Sathishkumar et al. [44] studied the dry sliding wear and friction performance of epoxy composites containing cashew nutshell powder. The cashew nutshell powder was prepared from cashew nut seed, and the powder was treated with 5% NaOH solution to remove the weak amorphous phase from it. The concentration of the NaOH treated filler used in epoxy resin was 5%, 10%, 15%, 20%, and 30%. It is also worth noting that the coefficient of friction and specific wear rate was low for the epoxy sample containing 30% treated filler as a result of better bonding and uniform distribution of the filler. Since the nutshell is a waste part cashew and is fully biodegradable, it is worth using it for the development of epoxy composites for tribological applications. Shakuntala et al. [45] fabricated wood apple shell particulates composites with improved mechanical and wear resistance. The wood apple shell particulates of ca. 212 μm from wood apple shells were prepared by crushing and ball milling. The density and void content of the epoxy matrix was decreased with the incorporation of wood apple shell particulates. The TS, FS, interlaminar shear strength, and SM was increased with the incorporation of wood apple shell particulates in the epoxy network, and the best results were observed for 15% filler content. The improved mechanical properties are due to the good wetting of the filler by the epoxy resin. However, a drop in mechanical properties was observed for 20 wt% filler contents, because at higher loading, it is more difficult for effective wetting of the filler by the epoxy polymer, leading to poor interfacial interaction between the filler and polymer.
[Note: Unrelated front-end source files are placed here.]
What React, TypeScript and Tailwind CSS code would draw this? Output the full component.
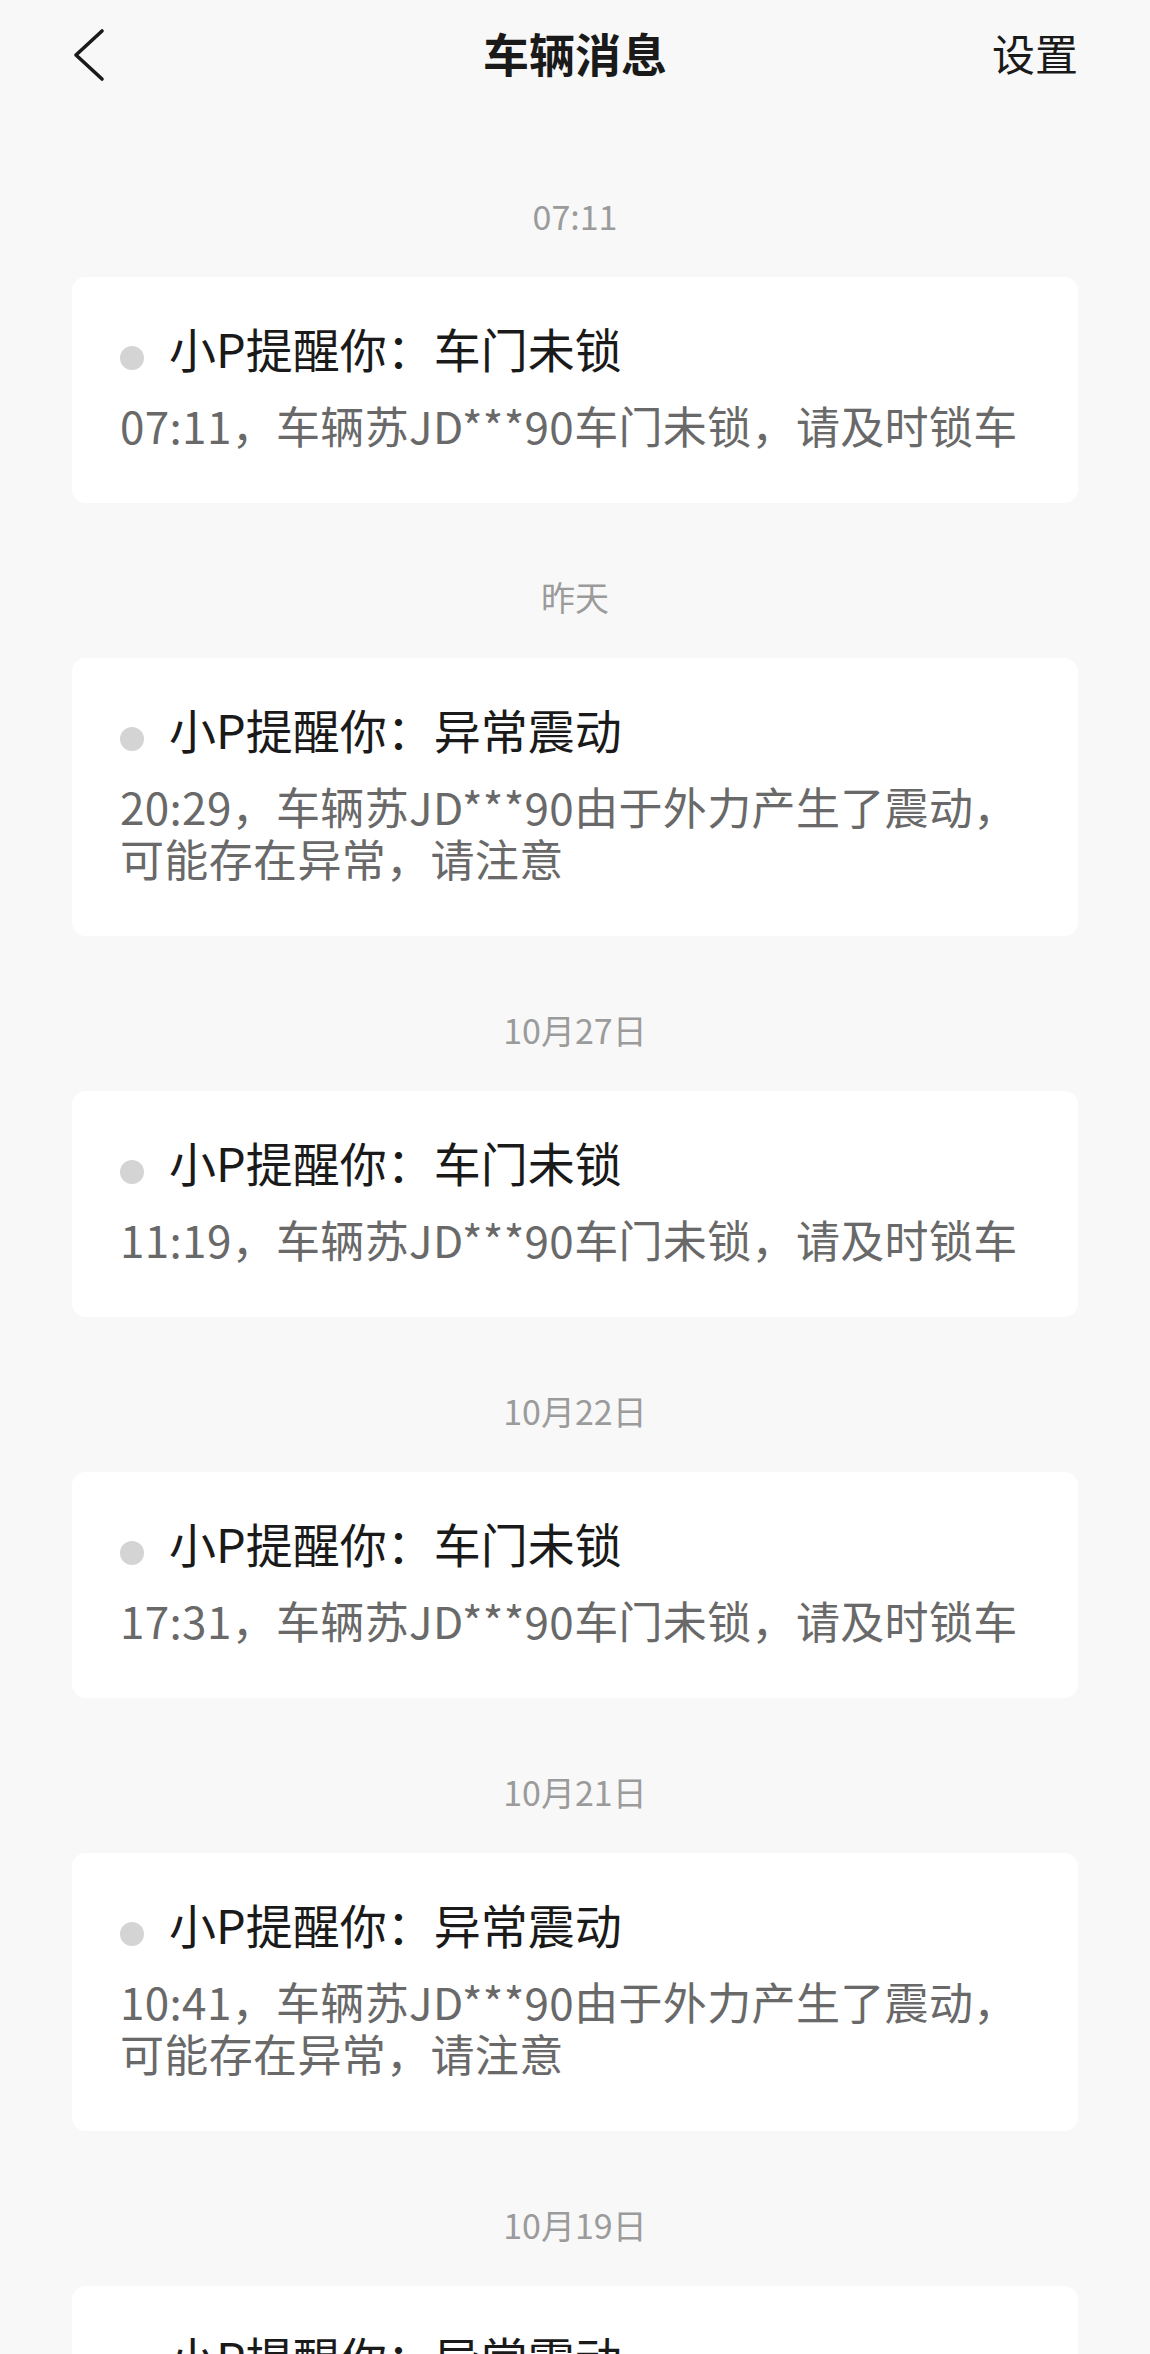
const messages = [
  {
    date: "07:11",
    title: "小P提醒你：车门未锁",
    body: "07:11，车辆苏JD***90车门未锁，请及时锁车",
  },
  {
    date: "昨天",
    title: "小P提醒你：异常震动",
    body: "20:29，车辆苏JD***90由于外力产生了震动，可能存在异常，请注意",
  },
  {
    date: "10月27日",
    title: "小P提醒你：车门未锁",
    body: "11:19，车辆苏JD***90车门未锁，请及时锁车",
  },
  {
    date: "10月22日",
    title: "小P提醒你：车门未锁",
    body: "17:31，车辆苏JD***90车门未锁，请及时锁车",
  },
  {
    date: "10月21日",
    title: "小P提醒你：异常震动",
    body: "10:41，车辆苏JD***90由于外力产生了震动，可能存在异常，请注意",
  },
  {
    date: "10月19日",
    title: "小P提醒你：异常震动",
    body: "09:02，车辆苏JD***90由于外力产生了震动，可能存在异常，请注意",
  },
];

const font = { fontFamily: '"Noto Sans CJK SC", "Noto Sans", sans-serif' };

const Header = () => (
  <div className="grid h-[104px] grid-cols-3 items-center px-[72px]">
    <svg width="34" height="54" viewBox="0 0 34 54" className="ml-[1px] mt-[6px]">
      <path
        d="M29 3 L3 27 L29 51"
        fill="none"
        stroke="#1a1a1a"
        strokeWidth="3.6"
        strokeLinecap="round"
        strokeLinejoin="round"
      />
    </svg>
    <h1 className="justify-self-center whitespace-nowrap text-[46px] font-bold text-[#1a1a1a]">
      车辆消息
    </h1>
    <span className="justify-self-end text-[43px] text-[#1a1a1a]">设置</span>
  </div>
);

export default function App() {
  return (
    <div className="h-[2354px] overflow-hidden bg-[#f8f8f8]" style={font}>
      <Header />
      <div className="pt-[18px]">
        {messages.map((m, i) => (
          <div key={i} className="pt-[74px]">
            <p className="mb-[41px] h-[40px] text-center text-[34px] leading-[40px] text-[#9b9b9b]">
              {m.date}
            </p>
            <div className="mx-[72px] rounded-[14px] bg-white px-[48px] pb-[52px] pt-[43px]">
              <div className="flex h-[56px] items-center">
                <span className="mt-[20px] h-[24px] w-[24px] shrink-0 rounded-full bg-[#d4d4d4]" />
                <span className="ml-[25px] whitespace-nowrap text-[47px] leading-[56px] text-[#1a1a1a]">
                  {m.title}
                </span>
              </div>
              <p className="mt-[23px] text-[44px] leading-[52px] tracking-[0.35px] text-[#696969]">
                {m.body}
              </p>
            </div>
          </div>
        ))}
      </div>
    </div>
  );
}
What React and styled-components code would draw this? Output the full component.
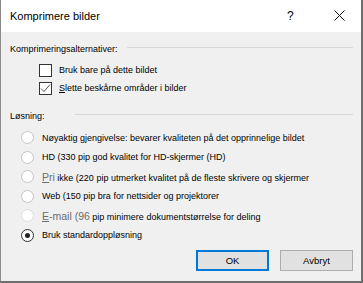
import styled, { createGlobalStyle } from "styled-components";

const Global = createGlobalStyle`
    html, body {
        margin: 0;
        padding: 0;
        background: #ffffff;
    }
    * {
        box-sizing: border-box;
    }
`

export default function App() {
    return (
        <Window>
            <Global />
            <TitleBar>
                <Title>Komprimere bilder</Title>
                <Help>?</Help>
                <Close>
                    <svg width="11" height="11" viewBox="0 0 11 11">
                        <path d="M0.5 0.5 L10.5 10.5 M10.5 0.5 L0.5 10.5" stroke="#111" strokeWidth="1" />
                    </svg>
                </Close>
            </TitleBar>

            <Body>
                <GroupHeader>
                    <span>Komprimeringsalternativer:</span>
                    <Rule gap={9} />
                </GroupHeader>
                <CheckList>
                    <CheckRow>
                        <CheckBox />
                        <span>Bruk bare på dette bildet</span>
                    </CheckRow>
                    <CheckRow>
                        <CheckBox>
                            <svg width="11" height="11" viewBox="0 0 11 11">
                                <path d="M1 5.5 L4 8.5 L10 1.5" fill="none" stroke="#555" strokeWidth="1" />
                            </svg>
                        </CheckBox>
                        <span><u>S</u>lette beskårne områder i bilder</span>
                    </CheckRow>
                </CheckList>

                <GroupHeader second>
                    <span>Løsning:</span>
                    <Rule gap={30} />
                </GroupHeader>
                <RadioList>
                    <RadioRow>
                        <Radio />
                        <span>Nøyaktig gjengivelse: bevarer kvaliteten på det opprinnelige bildet</span>
                    </RadioRow>
                    <RadioRow>
                        <Radio />
                        <span>HD (330 pip god kvalitet for HD-skjermer (HD)</span>
                    </RadioRow>
                    <RadioRow>
                        <Radio />
                        <span><Faded><u>P</u>ri</Faded> ikke (220 pip utmerket kvalitet på de fleste skrivere og skjermer</span>
                    </RadioRow>
                    <RadioRow>
                        <Radio />
                        <span>Web (150 pip bra for nettsider og projektorer</span>
                    </RadioRow>
                    <RadioRow>
                        <Radio disabled />
                        <span><Faded><u>E</u>-mail (96</Faded> pip minimere dokumentstørrelse for deling</span>
                    </RadioRow>
                    <RadioRow>
                        <Radio checked />
                        <span>Bruk standardoppløsning</span>
                    </RadioRow>
                </RadioList>

                <Footer>
                    <Button primary>OK</Button>
                    <Button>Avbryt</Button>
                </Footer>
            </Body>
        </Window>
    )
}

const Window = styled.div`
    width: 363px;
    height: 283px;
    display: flex;
    flex-direction: column;
    background-color: #f0f0f0;
    border-left: 1px solid #8a8a8a;
    border-right: 2px solid #6f6f6f;
    border-bottom: 2px solid #6f6f6f;
    font-family: "Liberation Sans", Arial, sans-serif;
    color: #000;
`

const TitleBar = styled.div`
    height: 32px;
    background-color: #ffffff;
    display: flex;
    align-items: center;
    padding-left: 9px;
    padding-bottom: 1px;
`

const Title = styled.div`
    font-size: 11px;
    flex: 1;
`

const Help = styled.div`
    font-size: 12px;
    width: 10px;
    margin-right: 37px;
`

const Close = styled.div`
    width: 11px;
    height: 11px;
    margin-right: 16px;
    display: flex;
`

const Body = styled.div`
    flex: 1;
    display: flex;
    flex-direction: column;
    padding: 11px 8px 10px 9px;
    font-size: 9px;
`

const GroupHeader = styled.div`
    display: flex;
    align-items: center;
    height: 12px;
    margin-top: ${p => p.second ? "13px" : "0"};
`

const Rule = styled.div`
    flex: 1;
    height: 1px;
    background-color: #d7d7d7;
    margin-left: ${p => p.gap}px;
    margin-top: -3px;
`

const CheckList = styled.div`
    display: flex;
    flex-direction: column;
    padding-left: 29px;
    margin-top: 6px;
`

const CheckRow = styled.div`
    display: flex;
    align-items: center;
    gap: 7px;
    height: 18px;
`

const CheckBox = styled.div`
    width: 13px;
    height: 13px;
    border: 1px solid #333;
    background-color: #fff;
    display: flex;
    align-items: center;
    justify-content: center;
`

const RadioList = styled.div`
    display: flex;
    flex-direction: column;
    padding-left: 11px;
    margin-top: 6px;
`

const RadioRow = styled.div`
    display: flex;
    align-items: center;
    gap: 8px;
    height: 19.5px;
    white-space: nowrap;
`

const Radio = styled.div`
    width: 13px;
    height: 13px;
    flex-shrink: 0;
    border-radius: 50%;
    border: 1px solid ${p => p.checked ? "#333" : p.disabled ? "#dcdcdc" : "#c4c4c4"};
    background-color: #fff;
    position: relative;

    &::after {
        content: "";
        display: ${p => p.checked ? "block" : "none"};
        position: absolute;
        left: 3px;
        top: 3px;
        width: 5px;
        height: 5px;
        border-radius: 50%;
        background-color: #222;
    }
`

const Faded = styled.span`
    font-size: 10.5px;
    color: #6d6d6d;
`

const Footer = styled.div`
    margin-top: auto;
    display: flex;
    justify-content: flex-end;
    gap: 11px;
`

const Button = styled.div`
    width: 73px;
    height: 21px;
    display: flex;
    align-items: center;
    justify-content: center;
    background-color: #e1e1e1;
    border: ${p => p.primary ? "2px solid #0078d7" : "1px solid #adadad"};
    font-size: 9.5px;
`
The erosion wear properties of the composites were tested at different impingement angles. The composites showed lower erosion wear properties compared to neat epoxy, and the 10% and 15% composites showed the lowest erosion wear properties. Irrespective of the samples prepared, the erosion rate was maximum at an impingement angle between 45° and 60°. The photograph of wood apple fruit and wood apple shell, SEM images of the wood apple shell particles, and erosion wear behavior of the composites at different impingement angles are shown in Figure 5.
Soumyalata et al. [46] studied and compared the effect of coconut shell powder and rice husk powder as a reinforcing filler in epoxy composites. The mechanical properties, specific gravity, and water absorption properties of the composites were studied. Compared to rice husk powder, the coconut shell powder-reinforced epoxy composite gives higher TS, FS, impact strength (IS), and hardness (shore D). The water absorption resistance was also reported to be higher for coconut shell powder-reinforced epoxy composite. The reported specific gravity for both the composites is similar: 1.21 and 1.2, respectively. The comparative study showed that the coconut shell powder-reinforced epoxy composite was superior to the rice husk-reinforced epoxy composite. Similarly, Salleh et al. [47] reported an increased Izod impact strength of epoxy composites with the incorporation of Komeng coconut carbon fiber. Thus, many studies reported encouraging results for the possible use of post-agricultural waste powder in the composite industry. However, the impact of degradation of fruit and seed fillers in epoxy composites during their long-term service time has not been considered. The lack of information on the degradation of the composites limits the use of fruit and seed fillers in many service applications. Therefore, more experimental, theoretical, and prediction studies on the fruit and seed fillers-reinforced epoxy composites are required to ensure better serviceability [48].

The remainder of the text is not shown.